Encouragés par les résultats de la révolte du peuple tunisien, les jeunes Algériens, y compris aînés, sont déçus. Ils veulent à  leur tour réoccuper les rues pour s'extirper de leur misérable quotidien.
«Maintenant, vous mettez les événements de la Tunisie à  la  Une de votre journal» (El Watan, ndlr), nous interpelle un jeune émeutier de Bou-Ismaïl. «La halte que nous venons d'observer n'est que de courte durée. Est-elle une bonne raison pour votre quotidien de cesser d'écrire sur nos problèmes '», s'interroge-t-il. Des jeunes commerçants adeptes de l'informel et des familles qui vivent dans des habitations précaires et illicites n'ont pas cru au revirement inattendu de la situation. Et voilà la réinstallation anarchique des commerces illicites le long des rues et des trottoirs, prolifération des clandestins à  proximité des stations de taxis, reprise des implantations d'habitations précaires autour des localités importantes et absence d'hygiène, y compris au chef-lieu de la wilaya. Tel est l'état actuel des lieux qui réapparaît dans les décors. La superficie agricole s'est rétrécie. Le tissu économique qui faisait travailler des milliers de pères de famille et des jeunes depuis les années 80 a été étrangement démantelé. L'entreprise nationale économique ECOREP qui produisait, entretenait et réparait les différentes embarcations de pêche et de plaisance est partie en fumée, après avoir été délectée de ses gigantesques moyens. L'opérateur économique privé TONIC qui s'est installé à  Bou-Ismaïl, un géant de l'industrie du papier reconnu dans le monde arabe et en Afrique, ayant bénéficié d'un financement de la BADR (Banque de l'agriculture et du développement rural) avait été mis à  terre. Des milliers de travailleurs ont été licenciés. Nonobstant les erreurs relevées, TONIC avait métamorphosé la localité de Bou-Ismaïl. «Dans très peu de temps, grâce à  l'acquisition d'un important équipement sophistiqué unique dans le monde, l'Algérie n'importera plus de papier, et nous allons recycler tous les papiers et cartons. Avec l'accord du ministère de l'Environnement, nous allons encourager des milliers de jeunes à  travailler dans tout le pays, en créant des coopératives de jeunes récupérateurs de papier», avait déclaré à  la presse Abdelghani Djerrar, ex-patron du méga complexe industriel Tonic.

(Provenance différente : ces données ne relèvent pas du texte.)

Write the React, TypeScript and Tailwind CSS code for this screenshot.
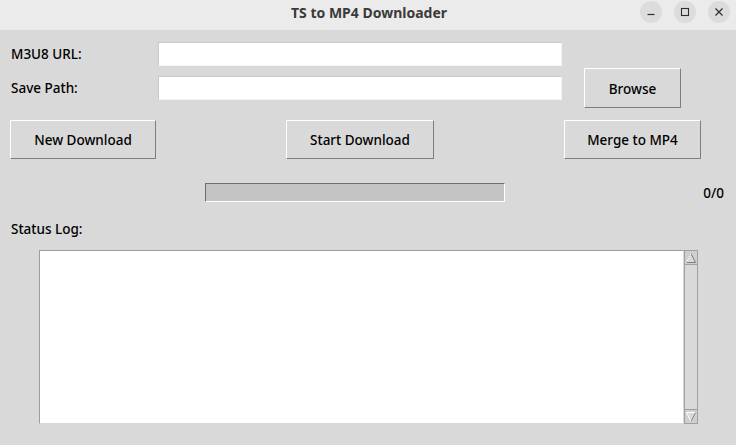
import React from 'react';

const font = { fontFamily: '"Noto Sans", "Open Sans", sans-serif' };

// Tk-style raised button: light top/left, dark bottom/right
const TkButton: React.FC<{ label: string; className?: string }> = ({ label, className = '' }) => (
  <button
    className={`flex items-center justify-center pt-[2px] bg-[#d9d9d9] border border-t-white border-l-white border-b-[#7e7e7e] border-r-[#7e7e7e] text-[13.5px] font-medium text-black ${className}`}
  >
    {label}
  </button>
);

const Entry: React.FC = () => (
  <div className="w-[404px] h-[24px] bg-white border border-[#c8c8c8] border-b-[#f4f4f4] border-r-[#f4f4f4]" />
);

const WinButton: React.FC<{ children: React.ReactNode }> = ({ children }) => (
  <div className="w-[22px] h-[22px] rounded-full bg-[#dcdcdc] flex items-center justify-center">
    {children}
  </div>
);

export default function App() {
  return (
    <div className="w-[736px] h-[445px] bg-[#d9d9d9] flex flex-col overflow-hidden" style={font}>
      {/* Title bar */}
      <div className="h-[30px] bg-[#ebebeb] grid grid-cols-[1fr_auto_1fr] items-center">
        <div />
        <div className="text-[14px] font-bold text-[#3a3a3a] pb-[5px] pl-[2px]">TS to MP4 Downloader</div>
        <div className="flex justify-end gap-[12px] pr-[6px] pb-[6px]">
          <WinButton>
            <svg width="10" height="10" viewBox="0 0 10 10">
              <path d="M1.5 7.5h7" stroke="#2e2e2e" strokeWidth="1.2" />
            </svg>
          </WinButton>
          <WinButton>
            <svg width="10" height="10" viewBox="0 0 10 10">
              <rect x="1.5" y="1.5" width="7" height="7" fill="none" stroke="#2e2e2e" strokeWidth="1.1" />
            </svg>
          </WinButton>
          <WinButton>
            <svg width="10" height="10" viewBox="0 0 10 10">
              <path d="M1.5 1.5l7 7M8.5 1.5l-7 7" stroke="#2e2e2e" strokeWidth="1.2" />
            </svg>
          </WinButton>
        </div>
      </div>

      {/* Body */}
      <div className="flex flex-col text-black">
        <div className="mt-[12px] h-[24px] flex items-center">
          <div className="w-[158px] pl-[11px] text-[13.5px] font-medium">M3U8 URL:</div>
          <Entry />
        </div>
        <div className="mt-[10px] h-[24px] flex items-center">
          <div className="w-[158px] pl-[11px] text-[13.5px] font-medium">Save Path:</div>
          <Entry />
          <TkButton label="Browse" className="ml-[22px] w-[97px] h-[40px] shrink-0" />
        </div>

        <div className="mt-[20px] h-[39px] flex">
          <TkButton label="New Download" className="ml-[10px] w-[146px] h-[39px]" />
          <TkButton label="Start Download" className="ml-[130px] w-[148px] h-[39px]" />
          <TkButton label="Merge to MP4" className="ml-[130px] w-[137px] h-[39px]" />
        </div>

        <div className="mt-[24px] h-[19px] flex items-center">
          <div className="ml-[205px] w-[300px] h-[19px] bg-[#c4c4c4] border border-t-[#6f6f6f] border-l-[#6f6f6f] border-b-white border-r-white" />
          <div className="ml-auto mr-[12px] pt-[1px] text-[13.5px] font-medium">0/0</div>
        </div>

        <div className="mt-[17px] pl-[11px] text-[13.5px] font-medium h-[20px] leading-[20px]">Status Log:</div>

        <div className="mt-[11px] ml-[39px] flex h-[174px]">
          <div className="w-[645px] bg-white border border-[#9c9c9c] border-r-[#d9d9d9] border-b-[#d9d9d9]" />
          <div className="w-[14px] flex flex-col border border-[#a0a0a0] bg-[#d9d9d9]">
            <div className="h-[14px] border-b border-[#a0a0a0] flex items-center justify-center bg-[#cfcfcf]">
              <svg width="12" height="12" viewBox="0 0 12 12">
                <path d="M6 1.5L10.5 10.5H1.5Z" fill="#d9d9d9" stroke="#808080" strokeWidth="1" />
                <path d="M6 1.5L1.5 10.5" stroke="#ffffff" strokeWidth="1" />
              </svg>
            </div>
            <div className="flex-1" />
            <div className="h-[14px] border-t border-[#a0a0a0] flex items-center justify-center bg-[#cfcfcf]">
              <svg width="12" height="12" viewBox="0 0 12 12">
                <path d="M6 10.5L10.5 1.5H1.5Z" fill="#d9d9d9" stroke="#ffffff" strokeWidth="1" />
                <path d="M6 10.5L10.5 1.5" stroke="#808080" strokeWidth="1" />
              </svg>
            </div>
          </div>
        </div>
      </div>
    </div>
  );
}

Ce furent les mots fatals qu'il ne fallait prononcer. Quelques semaines plus tard, le complexe industriel du papier est soumis à  un acharnement, de surcroît harcelé par les enquêteurs. On lui a reproché les malversations dans sa gestion. «Je vous promets que les emplois de Tonic seront préservés, il n'y aura pas de licenciement», avait juré Ouyahia lors d'un meeting de campagne électorale à  la salle omnisport de Bou-Ismaïl, pour tranquilliser les travailleurs et calmer les esprits. Il n'en demeure pas moins que des milliers d'employés sont mis à  la porte et les projets de création d'emplois promis par TONIC se sont dilués dans la nature. Un grand complexe agro-alimentaire qui devait voir le jour à  Attatba peine à  se concrétiser. Un Algérien qui vivait à  l'étranger est rentré au pays pour investir dans le secteur de l'agroalimentaire. Il avait cru aux discours officiels mielleux. Depuis son arrivée, cet industriel algérien qui a sillonné l'Europe et les pays africains n'arrive plus à  surmonter les cortèges d'entraves qui se dressent une à  une face à  lui chaque année. Son complexe agroalimentaire n'a toujours pas vu le jour. La biscuiterie ERIAD de Oued-Bellah (Cherchell) qui avait fait l'objet d'une privatisation douteuse entre un opérateur turc et un ex-cadre de l'ex-Sempac devenu investisseur, se débat aujourd'hui dans des problèmes interminables. Hélas, aucune enquête n'a eu lieu sur cette usine de l'ex-Eriad.
Du matériel de cette biscuiterie a été vendu. Dans un autre volet, la superficie des terres agricoles s'amenuisait au fil des années depuis que Tipasa a été érigée au statut de wilaya. Les constructions illicites proliféraient sur les terres forestières et les superficies à  haut rendement agricole. Bizarrement, ces belles maisons construites dans l'impunité ne sont pas du tout lointaines des axes routiers. C'est le diktat de l'argent et de l'omerta. Les jeunes de la wilaya de Tipasa assistent ainsi avec impuissance à  ces dérives inhérentes aux disparitions des entreprises créatrices de richesses et aux multiplications des résidences. C'est dans cette atmosphère marquée par l'humiliation, le mépris, la bureaucratie, la malvie que les dernières émeutes se sont déclenchées depuis les quartiers populaires déshérités des communes des daïras de Fouka et de Koléa, avant de se propager à  travers l'Algérie. Les «élus du peuple» et de la «société civile» de la wilaya de Tipasa mis à  nu par ce mécontentement populaire, s'étaient mis dans leurs petits souliers.